Razorback y Mad Max 2: carne y metal en el altar del desierto
Razorback (1984) y Mad Max 2: el guerrero de la carretera (1981) no sólo comparten paisaje, acento y polvo: se desean. Su relación es carnal, brutal y abrasiva. Ambas nacen del vientre salvaje del Ozploitation, esa corriente australiana que convierte el cine de género en ritual tóxico. Ambas elevan el desierto a dimensión mitológica, donde la supervivencia es una cuestión de estética y violencia.


En Razorback, el jabalí monstruoso es símbolo de un mal primitivo, indomesticable; en Mad Max 2, los coches rugen como bestias sedientas, y los hombres son sus parásitos. Son películas hermanas en la furia visual, en el montaje fragmentado, en los cuerpos sudorosos y la ley del más salvaje.
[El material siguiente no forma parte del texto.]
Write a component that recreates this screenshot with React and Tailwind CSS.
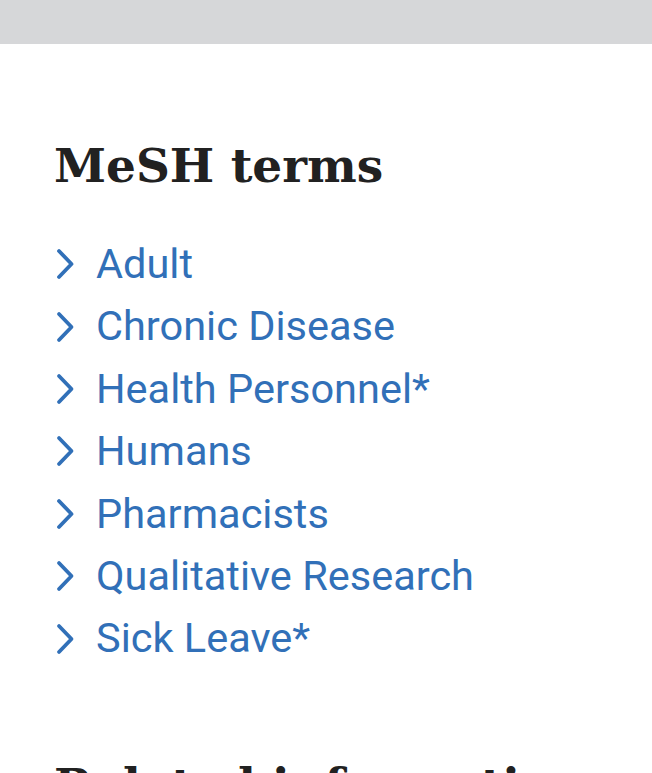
const TERMS = [
  "Adult",
  "Chronic Disease",
  "Health Personnel*",
  "Humans",
  "Pharmacists",
  "Qualitative Research",
  "Sick Leave*",
];

function Chevron() {
  return (
    <svg width="26" height="32" viewBox="0 0 26 32" className="shrink-0">
      <path d="M5 3 L17.5 16 L5 29" fill="none" stroke="#3170b8" strokeWidth="3.8" strokeLinecap="round" strokeLinejoin="round" />
    </svg>
  );
}

export default function App() {
  return (
    <div className="min-h-[773px] bg-white overflow-hidden">
      <div className="h-[44px] bg-[#d6d7d9]" />
      <div className="px-[54px]">
        <h2 className="mt-[86px] text-[47px] leading-[72px] font-bold text-[#212121] font-['DejaVu_Serif',serif]">
          MeSH terms
        </h2>
        <ul className="mt-[31px] font-['Roboto',sans-serif]">
          {TERMS.map((t) => (
            <li key={t} className="flex items-center gap-[16px] h-[62.4px] text-[41.5px] text-[#3170b8]">
              <Chevron />
              <span>{t}</span>
            </li>
          ))}
        </ul>
        <h2 className="mt-[80px] text-[47px] leading-[72px] font-bold text-[#212121] font-['DejaVu_Serif',serif] whitespace-nowrap">
          Related information
        </h2>
      </div>
    </div>
  );
}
Allí donde George Miller inyecta metal y gasolina, Russell Mulcahy aporta carne, colmillos y alucinación. Una copulación estilística de polvo, sangre y contraluz.
De ‘Razorback‘ a ‘Furia en la carretera‘: el color de la locura australiana
En el árido corazón del cine australiano, hay una herencia visual que sangra polvo, fuego y sombra. Dean Semler y John Seale, dos titanes de la dirección de fotografía, firmaron respectivamente dos de las puestas en escena más inolvidables del cine moderno de género: Razorback (1984) y Mad Max: furia en la carretera (2015). Aunque separadas por tres décadas, ambas películas comparten una sensibilidad visual abrasiva y desbordada, que transforma el desierto en un teatro del delirio.

La temperatura del fin del mundo
Ambos fotógrafos abrazan una lógica cromática polar: el azul nocturno como misterio, el naranja solar como violencia. En Razorback, Semler filtra la noche con un azul casi sobrenatural, artificial, como salido de una pesadilla eléctrica. No es oscuridad: es una luz nocturna inventada. Las lunas son dobles, los reflejos imposibles.
En Furia en la carretera, Seale lleva esa lógica al extremo. El día quema. El desierto es naranja, el cielo blanco, y todo parece incinerado por la rabia del sol. Pero en la noche, el azul vuelve: hipersaturado, metálico, como si la noche no refrescara, sino que electrificara.
Ambos convierten el ciclo día-noche en un conflicto emocional. El calor abrasa la carne y la imagen; la noche embalsama, pero no alivia. Es la poética del exceso térmico.

La noche inventada
Ni Semler ni Seale ruedan la noche como se espera. No hay penumbras ni naturalismo. En ambos casos, la noche es un efecto, una atmósfera emocional. En Razorback, las noches están pobladas de niebla azul, halos de luz irreal y sombras que parecen soñadas. Es la noche del videoclip, del horror estilizado.
Seale, en Furia en la carretera, sigue esa lógica: filma muchas de las secuencias nocturnas de día y las transforma en postproducción (day-for-night) para obtener un azul profundo y sin grano, con detalles perfectos en los negros. El resultado no es realista, pero sí hipnótico: parece una visión química del mundo. El cielo estrellado, las sombras alargadas de los vehículos, todo está coreografiado como una ópera mineral.


Encuadres como cuchillas
Ambos directores de fotografía coinciden en su uso agresivo del encuadre. En Razorback, Semler alterna ángulos extremos, contrapicados, travellings suaves entre humo y maleza, y panorámicas que convierten el outback en una pesadilla. La cámara se mueve como si fuese un depredador: inquieta, al acecho.
Seale, en cambio, opta por la precisión quirúrgica. Cada plano de Furia en la carretera está compuesto con una obsesión por la claridad: el centro del encuadre manda. Esta decisión estética, tomada junto a George Miller, permite que incluso las escenas más frenéticas se lean con nitidez. El caos visual nunca se vuelve confusión. Aquí el encuadre no es sólo estético: es narrativo.

Herencia del videoclip y del exceso
Razorback ya apuntaba, en los ochenta, una estética que abrazaba lo musical, lo plástico, lo excesivo. Semler venía del mundo del videoclip y la publicidad, igual que Mulcahy. La imagen se convertía en delirio.
Seale, en Furia en la carretera, hereda y sublima ese lenguaje: ralentizaciones, aceleraciones, cortes sincopados, coreografías visuales. Cada imagen es una pulsación, una ráfaga.

Síntesis visual de un país salvaje
Tanto Razorback como Furia en la carretera construyen una estética que podría llamarse «delirio australiano»: cine que no retrata el desierto como un espacio geográfico, sino como un paisaje mental. En ambas obras, el color es psicológico, el encuadre es existencial, y la noche no es descanso, sino amenaza.
Semler y Seale, a su manera, dan forma a una misma obsesión: el fin del mundo tiene color. Y ese color es una mezcla de sangre, óxido y luna.